● **TASK BRIEF**:
Give back exactly the lines from the beginning of the listing below to the line holding "import React from", both ends included; the pictures stay out.

++++++++

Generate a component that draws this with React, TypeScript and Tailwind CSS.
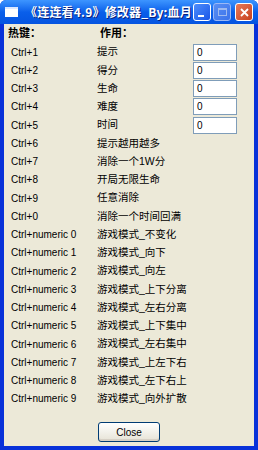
import React from "react";

const rows: { key: string; action: string; input?: boolean }[] = [
  { key: "Ctrl+1", action: "提示", input: true },
  { key: "Ctrl+2", action: "得分", input: true },
  { key: "Ctrl+3", action: "生命", input: true },
  { key: "Ctrl+4", action: "难度", input: true },
  { key: "Ctrl+5", action: "时间", input: true },
  { key: "Ctrl+6", action: "提示越用越多" },
  { key: "Ctrl+7", action: "消除一个1W分" },
  { key: "Ctrl+8", action: "开局无限生命" },
  { key: "Ctrl+9", action: "任意消除" },
  { key: "Ctrl+0", action: "消除一个时间回满" },
  { key: "Ctrl+numeric 0", action: "游戏模式_不变化" },
  { key: "Ctrl+numeric 1", action: "游戏模式_向下" },
  { key: "Ctrl+numeric 2", action: "游戏模式_向左" },
  { key: "Ctrl+numeric 3", action: "游戏模式_上下分离" },
  { key: "Ctrl+numeric 4", action: "游戏模式_左右分离" },
  { key: "Ctrl+numeric 5", action: "游戏模式_上下集中" },
  { key: "Ctrl+numeric 6", action: "游戏模式_左右集中" },
  { key: "Ctrl+numeric 7", action: "游戏模式_上左下右" },
  { key: "Ctrl+numeric 8", action: "游戏模式_左下右上" },
  { key: "Ctrl+numeric 9", action: "游戏模式_向外扩散" },
];

export default function App() {
  return (
    <div
      className="w-[258px] h-[450px] flex flex-col bg-[#0831d9] rounded-t-[6px] overflow-hidden"
      style={{ fontFamily: '"Liberation Sans", "Noto Sans CJK SC", sans-serif' }}
    >
      {/* title bar */}
      <div className="h-[24px] flex items-center bg-gradient-to-b from-[#3d95ff] via-[#0a5fea] to-[#0554e0] px-[5px]">
        <div className="w-[13px] h-[10px] bg-white border-t-2 border-[#dce8ff] shrink-0" />
        <div
          className="ml-[7px] text-[12px] font-bold text-white whitespace-nowrap tracking-[0.2px] [text-shadow:1px_1px_0_#0a1f7a]"
          style={{ fontFamily: '"Noto Sans CJK SC", sans-serif' }}
        >
          《连连看4.9》修改器_By:血月
        </div>
        <div className="ml-auto flex items-center gap-[2px]">
          <div className="w-[18px] h-[18px] rounded-[3px] border border-white bg-gradient-to-br from-[#4f8dfb] to-[#1a55e8] flex items-end pl-[4px] pb-[3px]">
            <div className="w-[6px] h-[2px] bg-white" />
          </div>
          <div className="w-[18px] h-[18px] rounded-[3px] border border-[#9bb8f5] bg-gradient-to-br from-[#5a8ef2] to-[#3a72eb] flex items-center justify-center">
            <div className="w-[9px] h-[8px] border border-[#9db9f0] border-t-2" />
          </div>
          <div className="ml-[2px] w-[18px] h-[18px] rounded-[3px] border border-white bg-gradient-to-br from-[#e7795a] to-[#c7401b] flex items-center justify-center">
            <svg width="9" height="9" viewBox="0 0 9 9">
              <path d="M1 1 L8 8 M8 1 L1 8" stroke="white" strokeWidth="1.8" />
            </svg>
          </div>
        </div>
      </div>

      {/* body */}
      <div className="flex-1 mx-[4px] mb-[4px] bg-[#ece9d8] flex flex-col text-[10px] text-black">
        <div className="h-[16px] flex items-center font-bold text-[11px] leading-none">
          <span className="w-[96px] pl-[4px]" style={{ fontFamily: '"Noto Sans CJK SC", sans-serif' }}>热键：</span>
          <span style={{ fontFamily: '"Noto Sans CJK SC", sans-serif' }}>作用：</span>
        </div>
        <div className="mt-[3px] grid auto-rows-[18.25px]">
          {rows.map((r) => (
            <div key={r.key} className="flex items-center">
              <span className="w-[93px] pl-[7px] whitespace-nowrap">{r.key}</span>
              <span className="w-[96px] whitespace-nowrap text-[10.5px]">{r.action}</span>
              {r.input && (
                <div className="w-[44px] h-[17px] bg-white border border-[#7f9db9] pl-[3px] flex items-center text-[10px]">
                  0
                </div>
              )}
            </div>
          ))}
        </div>
        <div className="mt-auto mb-[4px] flex justify-center">
          <div className="w-[62px] h-[20px] rounded-[3px] border border-[#003c74] bg-gradient-to-b from-white to-[#e6e3d6] flex items-center justify-center text-[10px] shadow-[inset_0_-2px_0_#d6d0c5]">
            Close
          </div>
        </div>
      </div>
    </div>
  );
}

++++++++

● **RESULT OF THE EXERCISE**:
Generate a component that draws this with React, TypeScript and Tailwind CSS.
import React from "react";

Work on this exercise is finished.